Objective: Extract only the first line of the listing and every line after it up to and including the one with "frame ---------- */". Omit the pictures.

Recorded information:
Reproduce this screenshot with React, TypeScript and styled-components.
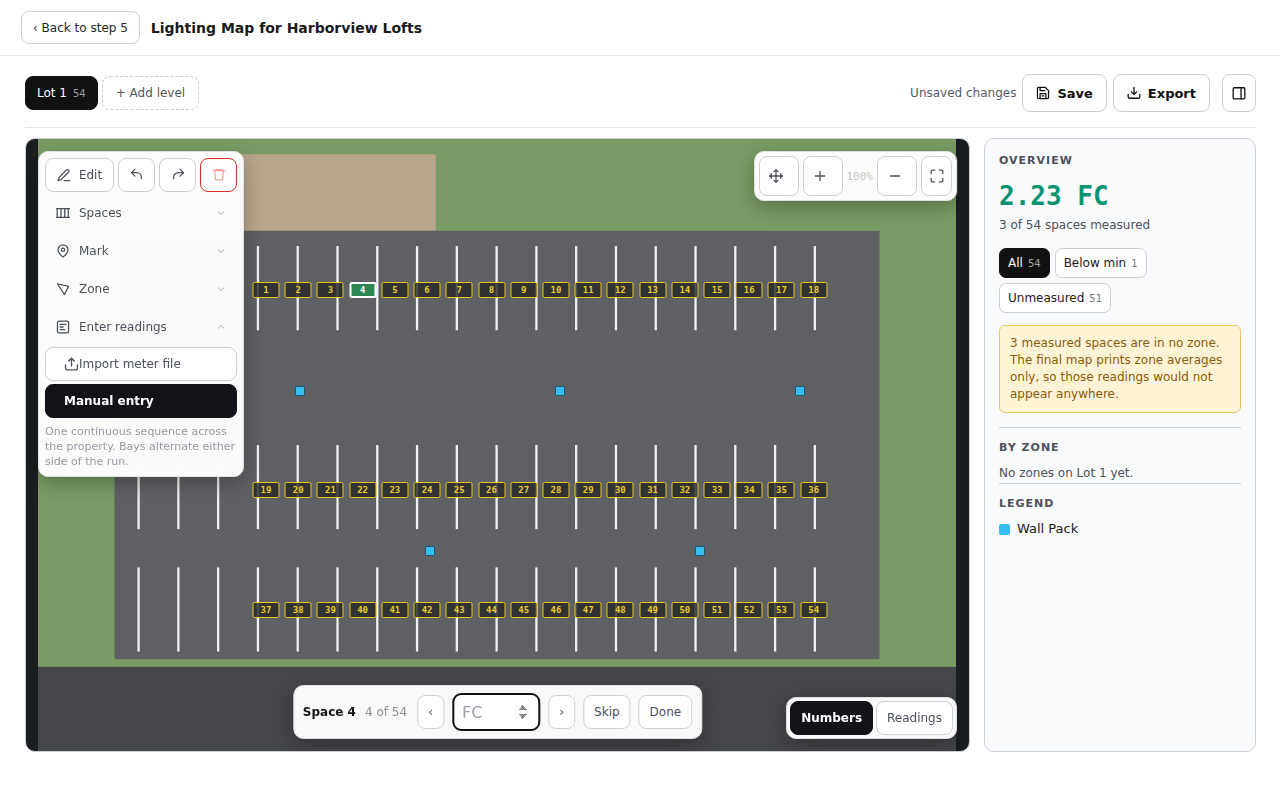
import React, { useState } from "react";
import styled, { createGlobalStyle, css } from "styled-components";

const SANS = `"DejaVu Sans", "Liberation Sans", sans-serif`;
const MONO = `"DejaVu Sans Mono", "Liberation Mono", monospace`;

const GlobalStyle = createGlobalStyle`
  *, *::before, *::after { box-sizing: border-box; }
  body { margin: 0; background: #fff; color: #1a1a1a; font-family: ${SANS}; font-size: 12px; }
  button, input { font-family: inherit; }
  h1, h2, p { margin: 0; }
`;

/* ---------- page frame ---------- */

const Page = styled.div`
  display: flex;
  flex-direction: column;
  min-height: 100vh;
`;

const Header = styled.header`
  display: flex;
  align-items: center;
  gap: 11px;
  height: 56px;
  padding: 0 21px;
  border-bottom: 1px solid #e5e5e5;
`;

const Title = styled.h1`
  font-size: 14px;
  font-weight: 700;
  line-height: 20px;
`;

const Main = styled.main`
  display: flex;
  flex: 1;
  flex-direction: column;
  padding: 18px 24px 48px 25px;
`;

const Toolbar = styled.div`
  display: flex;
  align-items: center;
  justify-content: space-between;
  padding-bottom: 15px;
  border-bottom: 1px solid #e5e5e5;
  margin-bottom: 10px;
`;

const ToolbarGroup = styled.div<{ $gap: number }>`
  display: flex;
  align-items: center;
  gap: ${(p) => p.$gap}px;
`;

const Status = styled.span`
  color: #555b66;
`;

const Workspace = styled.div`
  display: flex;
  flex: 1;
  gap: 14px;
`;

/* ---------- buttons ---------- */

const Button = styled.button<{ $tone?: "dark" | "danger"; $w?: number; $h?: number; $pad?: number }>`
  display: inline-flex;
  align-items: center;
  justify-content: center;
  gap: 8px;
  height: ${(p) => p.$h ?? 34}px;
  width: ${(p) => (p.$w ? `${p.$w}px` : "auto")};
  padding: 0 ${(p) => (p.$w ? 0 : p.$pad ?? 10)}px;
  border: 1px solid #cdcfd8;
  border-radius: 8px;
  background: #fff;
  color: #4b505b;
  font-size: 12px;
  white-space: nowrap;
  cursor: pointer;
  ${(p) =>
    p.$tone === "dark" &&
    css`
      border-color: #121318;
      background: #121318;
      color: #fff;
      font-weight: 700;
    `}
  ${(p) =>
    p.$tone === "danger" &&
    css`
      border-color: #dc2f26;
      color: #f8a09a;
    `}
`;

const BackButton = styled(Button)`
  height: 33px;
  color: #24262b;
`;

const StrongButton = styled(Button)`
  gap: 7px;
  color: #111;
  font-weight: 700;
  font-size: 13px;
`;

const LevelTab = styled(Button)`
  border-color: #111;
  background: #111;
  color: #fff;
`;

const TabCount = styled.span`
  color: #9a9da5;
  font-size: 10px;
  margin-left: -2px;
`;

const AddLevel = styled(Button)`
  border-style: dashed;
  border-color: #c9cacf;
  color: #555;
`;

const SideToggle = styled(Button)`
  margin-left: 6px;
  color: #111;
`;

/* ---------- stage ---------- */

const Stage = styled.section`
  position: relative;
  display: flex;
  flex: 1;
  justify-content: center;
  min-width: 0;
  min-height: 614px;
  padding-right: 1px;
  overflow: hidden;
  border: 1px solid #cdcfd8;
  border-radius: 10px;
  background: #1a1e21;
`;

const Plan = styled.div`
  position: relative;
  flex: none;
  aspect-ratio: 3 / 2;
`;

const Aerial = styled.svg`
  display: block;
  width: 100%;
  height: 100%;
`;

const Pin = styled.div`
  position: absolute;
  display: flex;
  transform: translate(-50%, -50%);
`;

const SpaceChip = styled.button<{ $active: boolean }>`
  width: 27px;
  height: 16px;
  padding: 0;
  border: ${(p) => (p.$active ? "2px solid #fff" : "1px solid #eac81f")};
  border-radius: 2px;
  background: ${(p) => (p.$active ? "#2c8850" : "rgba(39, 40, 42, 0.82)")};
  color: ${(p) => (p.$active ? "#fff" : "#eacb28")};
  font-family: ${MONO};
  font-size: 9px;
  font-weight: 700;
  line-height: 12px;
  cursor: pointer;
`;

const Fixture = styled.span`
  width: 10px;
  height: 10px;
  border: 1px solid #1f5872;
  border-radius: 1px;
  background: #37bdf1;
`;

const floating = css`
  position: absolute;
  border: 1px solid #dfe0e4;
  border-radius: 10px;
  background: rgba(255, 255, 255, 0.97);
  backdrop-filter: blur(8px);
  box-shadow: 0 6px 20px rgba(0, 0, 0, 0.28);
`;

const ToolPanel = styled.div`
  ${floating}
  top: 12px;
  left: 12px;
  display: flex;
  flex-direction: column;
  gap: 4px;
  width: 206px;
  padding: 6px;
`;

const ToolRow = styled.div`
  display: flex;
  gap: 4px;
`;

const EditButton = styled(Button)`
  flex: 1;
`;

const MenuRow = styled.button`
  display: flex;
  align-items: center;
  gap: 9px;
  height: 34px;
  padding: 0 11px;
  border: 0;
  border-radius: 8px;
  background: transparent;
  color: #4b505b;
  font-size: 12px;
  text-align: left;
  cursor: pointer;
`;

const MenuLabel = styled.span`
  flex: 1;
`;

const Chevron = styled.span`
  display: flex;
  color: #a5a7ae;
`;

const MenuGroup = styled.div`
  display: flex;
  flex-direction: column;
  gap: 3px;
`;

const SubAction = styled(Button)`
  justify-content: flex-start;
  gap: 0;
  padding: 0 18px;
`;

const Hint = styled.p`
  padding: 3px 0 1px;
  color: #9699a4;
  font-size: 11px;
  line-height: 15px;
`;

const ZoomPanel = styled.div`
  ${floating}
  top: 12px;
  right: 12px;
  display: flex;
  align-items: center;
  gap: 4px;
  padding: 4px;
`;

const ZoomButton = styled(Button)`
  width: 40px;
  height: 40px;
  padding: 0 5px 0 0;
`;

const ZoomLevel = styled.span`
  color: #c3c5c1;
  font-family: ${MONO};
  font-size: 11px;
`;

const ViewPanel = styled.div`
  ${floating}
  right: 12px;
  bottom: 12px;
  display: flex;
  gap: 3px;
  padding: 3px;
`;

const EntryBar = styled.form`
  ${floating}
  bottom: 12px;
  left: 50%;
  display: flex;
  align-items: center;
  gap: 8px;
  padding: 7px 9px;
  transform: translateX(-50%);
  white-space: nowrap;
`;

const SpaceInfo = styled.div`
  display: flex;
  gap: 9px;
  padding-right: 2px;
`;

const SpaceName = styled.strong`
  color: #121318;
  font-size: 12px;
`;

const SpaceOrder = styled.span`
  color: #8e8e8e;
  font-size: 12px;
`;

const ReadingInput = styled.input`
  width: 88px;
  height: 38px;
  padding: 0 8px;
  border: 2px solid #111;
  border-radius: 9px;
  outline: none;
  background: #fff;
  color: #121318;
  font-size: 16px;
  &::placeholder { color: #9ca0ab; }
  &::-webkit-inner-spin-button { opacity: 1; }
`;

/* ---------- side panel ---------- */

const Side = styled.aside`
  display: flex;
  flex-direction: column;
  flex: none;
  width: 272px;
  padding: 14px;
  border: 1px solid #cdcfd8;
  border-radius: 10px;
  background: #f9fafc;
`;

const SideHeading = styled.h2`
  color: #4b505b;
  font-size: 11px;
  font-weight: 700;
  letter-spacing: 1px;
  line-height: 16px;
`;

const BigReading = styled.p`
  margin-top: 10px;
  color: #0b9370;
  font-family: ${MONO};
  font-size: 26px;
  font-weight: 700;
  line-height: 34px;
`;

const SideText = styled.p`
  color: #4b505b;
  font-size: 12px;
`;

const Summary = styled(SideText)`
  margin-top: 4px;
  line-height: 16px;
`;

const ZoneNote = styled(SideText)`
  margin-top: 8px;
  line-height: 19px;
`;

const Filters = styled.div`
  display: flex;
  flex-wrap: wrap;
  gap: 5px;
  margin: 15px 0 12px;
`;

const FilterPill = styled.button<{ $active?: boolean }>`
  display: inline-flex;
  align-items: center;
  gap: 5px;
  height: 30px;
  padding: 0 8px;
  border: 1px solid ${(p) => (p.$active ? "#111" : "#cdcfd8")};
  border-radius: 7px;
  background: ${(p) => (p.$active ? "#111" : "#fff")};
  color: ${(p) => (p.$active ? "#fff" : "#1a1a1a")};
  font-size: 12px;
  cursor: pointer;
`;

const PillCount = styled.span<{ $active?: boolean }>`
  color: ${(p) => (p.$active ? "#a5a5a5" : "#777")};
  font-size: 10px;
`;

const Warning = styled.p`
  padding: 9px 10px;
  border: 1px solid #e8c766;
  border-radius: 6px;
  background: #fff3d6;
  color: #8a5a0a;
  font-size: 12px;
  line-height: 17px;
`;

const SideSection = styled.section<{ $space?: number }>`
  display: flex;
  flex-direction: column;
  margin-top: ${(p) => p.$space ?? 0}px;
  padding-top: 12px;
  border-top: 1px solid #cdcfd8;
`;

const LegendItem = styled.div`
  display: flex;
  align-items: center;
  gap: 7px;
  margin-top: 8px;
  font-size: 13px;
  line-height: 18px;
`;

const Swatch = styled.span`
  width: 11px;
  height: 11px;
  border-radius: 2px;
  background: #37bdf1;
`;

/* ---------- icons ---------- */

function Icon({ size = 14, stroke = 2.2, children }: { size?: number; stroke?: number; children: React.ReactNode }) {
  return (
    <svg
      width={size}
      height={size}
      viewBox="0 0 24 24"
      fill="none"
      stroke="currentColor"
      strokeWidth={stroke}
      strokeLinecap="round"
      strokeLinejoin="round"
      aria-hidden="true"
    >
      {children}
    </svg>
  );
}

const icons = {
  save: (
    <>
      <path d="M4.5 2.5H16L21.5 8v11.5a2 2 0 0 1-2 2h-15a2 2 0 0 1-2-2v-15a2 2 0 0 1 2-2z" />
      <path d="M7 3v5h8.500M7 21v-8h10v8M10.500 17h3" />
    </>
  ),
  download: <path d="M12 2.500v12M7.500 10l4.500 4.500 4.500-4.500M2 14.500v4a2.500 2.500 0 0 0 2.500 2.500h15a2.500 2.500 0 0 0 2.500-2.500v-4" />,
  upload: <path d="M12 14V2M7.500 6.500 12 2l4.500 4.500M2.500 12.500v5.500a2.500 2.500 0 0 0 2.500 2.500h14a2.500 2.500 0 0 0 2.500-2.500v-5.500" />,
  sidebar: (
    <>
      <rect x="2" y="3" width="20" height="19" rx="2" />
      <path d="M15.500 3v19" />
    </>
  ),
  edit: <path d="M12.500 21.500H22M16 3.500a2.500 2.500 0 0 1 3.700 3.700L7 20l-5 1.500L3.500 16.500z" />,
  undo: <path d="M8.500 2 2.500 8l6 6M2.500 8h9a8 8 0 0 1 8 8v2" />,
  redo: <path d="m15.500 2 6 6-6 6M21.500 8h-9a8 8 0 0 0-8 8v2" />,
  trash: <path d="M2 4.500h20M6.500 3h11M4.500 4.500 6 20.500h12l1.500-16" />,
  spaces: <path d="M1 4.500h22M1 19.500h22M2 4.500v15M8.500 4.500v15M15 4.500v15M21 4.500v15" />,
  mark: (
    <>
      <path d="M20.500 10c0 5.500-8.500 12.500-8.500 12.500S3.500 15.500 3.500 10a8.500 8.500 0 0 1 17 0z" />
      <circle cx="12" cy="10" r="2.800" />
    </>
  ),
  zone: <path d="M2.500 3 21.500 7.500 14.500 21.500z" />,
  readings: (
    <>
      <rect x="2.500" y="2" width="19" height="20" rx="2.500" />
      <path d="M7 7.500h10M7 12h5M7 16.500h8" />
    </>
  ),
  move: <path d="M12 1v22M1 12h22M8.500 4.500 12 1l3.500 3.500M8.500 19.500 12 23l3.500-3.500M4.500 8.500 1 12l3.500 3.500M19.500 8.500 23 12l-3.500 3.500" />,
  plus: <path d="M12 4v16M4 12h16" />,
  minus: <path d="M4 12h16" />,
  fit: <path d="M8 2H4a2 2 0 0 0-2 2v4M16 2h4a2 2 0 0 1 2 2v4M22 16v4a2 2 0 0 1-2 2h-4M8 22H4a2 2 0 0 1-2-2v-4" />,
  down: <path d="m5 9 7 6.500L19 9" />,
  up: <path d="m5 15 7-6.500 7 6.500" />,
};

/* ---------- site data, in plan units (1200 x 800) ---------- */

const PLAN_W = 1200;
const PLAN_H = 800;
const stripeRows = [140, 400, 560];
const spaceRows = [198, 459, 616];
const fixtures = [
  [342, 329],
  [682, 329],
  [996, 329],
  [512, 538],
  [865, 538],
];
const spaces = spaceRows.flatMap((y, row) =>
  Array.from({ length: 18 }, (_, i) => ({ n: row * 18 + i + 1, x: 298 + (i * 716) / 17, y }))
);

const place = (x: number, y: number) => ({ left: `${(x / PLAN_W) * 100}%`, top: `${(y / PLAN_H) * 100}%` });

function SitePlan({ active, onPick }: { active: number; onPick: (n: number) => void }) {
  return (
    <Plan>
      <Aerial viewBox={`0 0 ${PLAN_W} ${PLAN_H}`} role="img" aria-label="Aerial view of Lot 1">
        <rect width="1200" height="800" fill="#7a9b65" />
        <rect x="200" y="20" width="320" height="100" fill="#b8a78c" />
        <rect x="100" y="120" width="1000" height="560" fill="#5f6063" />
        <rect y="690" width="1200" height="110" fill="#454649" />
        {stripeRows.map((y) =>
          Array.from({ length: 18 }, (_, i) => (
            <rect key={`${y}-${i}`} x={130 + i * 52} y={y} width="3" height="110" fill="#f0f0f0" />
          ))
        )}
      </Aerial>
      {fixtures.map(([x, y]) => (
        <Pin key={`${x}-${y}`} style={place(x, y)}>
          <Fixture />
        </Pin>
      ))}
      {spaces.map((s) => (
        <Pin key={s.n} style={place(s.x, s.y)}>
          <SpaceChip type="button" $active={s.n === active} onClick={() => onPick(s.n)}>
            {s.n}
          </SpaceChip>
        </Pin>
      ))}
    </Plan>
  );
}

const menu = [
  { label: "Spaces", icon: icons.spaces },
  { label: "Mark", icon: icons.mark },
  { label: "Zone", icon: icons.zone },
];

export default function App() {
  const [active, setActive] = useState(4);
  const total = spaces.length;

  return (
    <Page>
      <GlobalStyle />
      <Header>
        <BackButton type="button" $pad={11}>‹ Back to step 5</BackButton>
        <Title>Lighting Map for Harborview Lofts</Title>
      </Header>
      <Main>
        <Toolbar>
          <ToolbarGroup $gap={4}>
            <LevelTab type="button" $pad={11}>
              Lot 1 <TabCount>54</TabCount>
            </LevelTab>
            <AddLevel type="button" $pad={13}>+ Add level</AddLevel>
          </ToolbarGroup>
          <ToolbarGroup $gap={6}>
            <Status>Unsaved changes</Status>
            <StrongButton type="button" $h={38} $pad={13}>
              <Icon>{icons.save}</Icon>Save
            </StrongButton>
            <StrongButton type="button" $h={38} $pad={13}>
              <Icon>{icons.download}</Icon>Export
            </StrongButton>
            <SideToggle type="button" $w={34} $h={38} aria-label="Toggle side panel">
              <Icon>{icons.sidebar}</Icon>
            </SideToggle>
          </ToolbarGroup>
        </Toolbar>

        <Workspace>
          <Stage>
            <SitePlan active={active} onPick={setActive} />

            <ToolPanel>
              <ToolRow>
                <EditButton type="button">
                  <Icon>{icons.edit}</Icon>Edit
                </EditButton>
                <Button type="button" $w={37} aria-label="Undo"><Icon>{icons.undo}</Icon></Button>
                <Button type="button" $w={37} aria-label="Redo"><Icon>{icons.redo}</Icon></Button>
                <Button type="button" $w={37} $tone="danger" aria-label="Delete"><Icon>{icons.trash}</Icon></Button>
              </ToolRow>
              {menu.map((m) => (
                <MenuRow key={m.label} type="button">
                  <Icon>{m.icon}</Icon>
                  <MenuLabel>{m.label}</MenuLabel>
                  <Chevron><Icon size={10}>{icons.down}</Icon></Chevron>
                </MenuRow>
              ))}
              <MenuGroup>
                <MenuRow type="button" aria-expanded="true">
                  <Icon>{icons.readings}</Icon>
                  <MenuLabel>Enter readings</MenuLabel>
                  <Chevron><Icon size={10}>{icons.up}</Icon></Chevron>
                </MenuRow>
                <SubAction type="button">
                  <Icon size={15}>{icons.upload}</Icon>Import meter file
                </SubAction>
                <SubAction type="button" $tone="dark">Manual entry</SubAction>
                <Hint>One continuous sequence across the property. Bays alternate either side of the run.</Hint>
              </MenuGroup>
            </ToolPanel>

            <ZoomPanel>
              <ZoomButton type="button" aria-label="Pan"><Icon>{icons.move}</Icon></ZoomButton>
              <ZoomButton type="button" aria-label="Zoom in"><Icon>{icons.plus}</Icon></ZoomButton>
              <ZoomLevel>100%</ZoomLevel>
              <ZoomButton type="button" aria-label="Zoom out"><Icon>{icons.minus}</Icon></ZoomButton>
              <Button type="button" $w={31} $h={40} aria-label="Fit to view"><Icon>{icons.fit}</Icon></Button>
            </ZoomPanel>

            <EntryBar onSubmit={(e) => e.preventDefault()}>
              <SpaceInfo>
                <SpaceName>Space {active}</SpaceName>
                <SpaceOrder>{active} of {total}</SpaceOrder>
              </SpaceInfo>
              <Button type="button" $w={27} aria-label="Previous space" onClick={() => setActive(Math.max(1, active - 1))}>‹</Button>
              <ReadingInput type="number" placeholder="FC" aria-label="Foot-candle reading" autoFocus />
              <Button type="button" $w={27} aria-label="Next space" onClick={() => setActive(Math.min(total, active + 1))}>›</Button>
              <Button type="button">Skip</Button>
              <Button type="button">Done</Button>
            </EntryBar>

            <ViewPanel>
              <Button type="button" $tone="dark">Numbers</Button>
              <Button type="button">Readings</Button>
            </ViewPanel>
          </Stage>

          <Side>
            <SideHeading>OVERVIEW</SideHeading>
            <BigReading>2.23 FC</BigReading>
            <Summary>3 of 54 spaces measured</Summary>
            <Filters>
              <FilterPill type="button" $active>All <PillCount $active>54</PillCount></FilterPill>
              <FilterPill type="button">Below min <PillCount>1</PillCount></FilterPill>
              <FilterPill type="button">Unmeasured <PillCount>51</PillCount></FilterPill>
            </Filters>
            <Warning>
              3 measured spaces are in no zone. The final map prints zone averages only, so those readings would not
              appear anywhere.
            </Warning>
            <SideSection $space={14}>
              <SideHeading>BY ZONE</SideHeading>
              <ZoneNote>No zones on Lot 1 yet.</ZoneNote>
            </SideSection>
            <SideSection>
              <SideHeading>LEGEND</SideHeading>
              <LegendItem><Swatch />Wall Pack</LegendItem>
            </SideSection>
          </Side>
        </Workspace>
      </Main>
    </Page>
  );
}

Written response:
Reproduce this screenshot with React, TypeScript and styled-components.
import React, { useState } from "react";
import styled, { createGlobalStyle, css } from "styled-components";

const SANS = `"DejaVu Sans", "Liberation Sans", sans-serif`;
const MONO = `"DejaVu Sans Mono", "Liberation Mono", monospace`;

const GlobalStyle = createGlobalStyle`
  *, *::before, *::after { box-sizing: border-box; }
  body { margin: 0; background: #fff; color: #1a1a1a; font-family: ${SANS}; font-size: 12px; }
  button, input { font-family: inherit; }
  h1, h2, p { margin: 0; }
`;

/* ---------- page frame ---------- */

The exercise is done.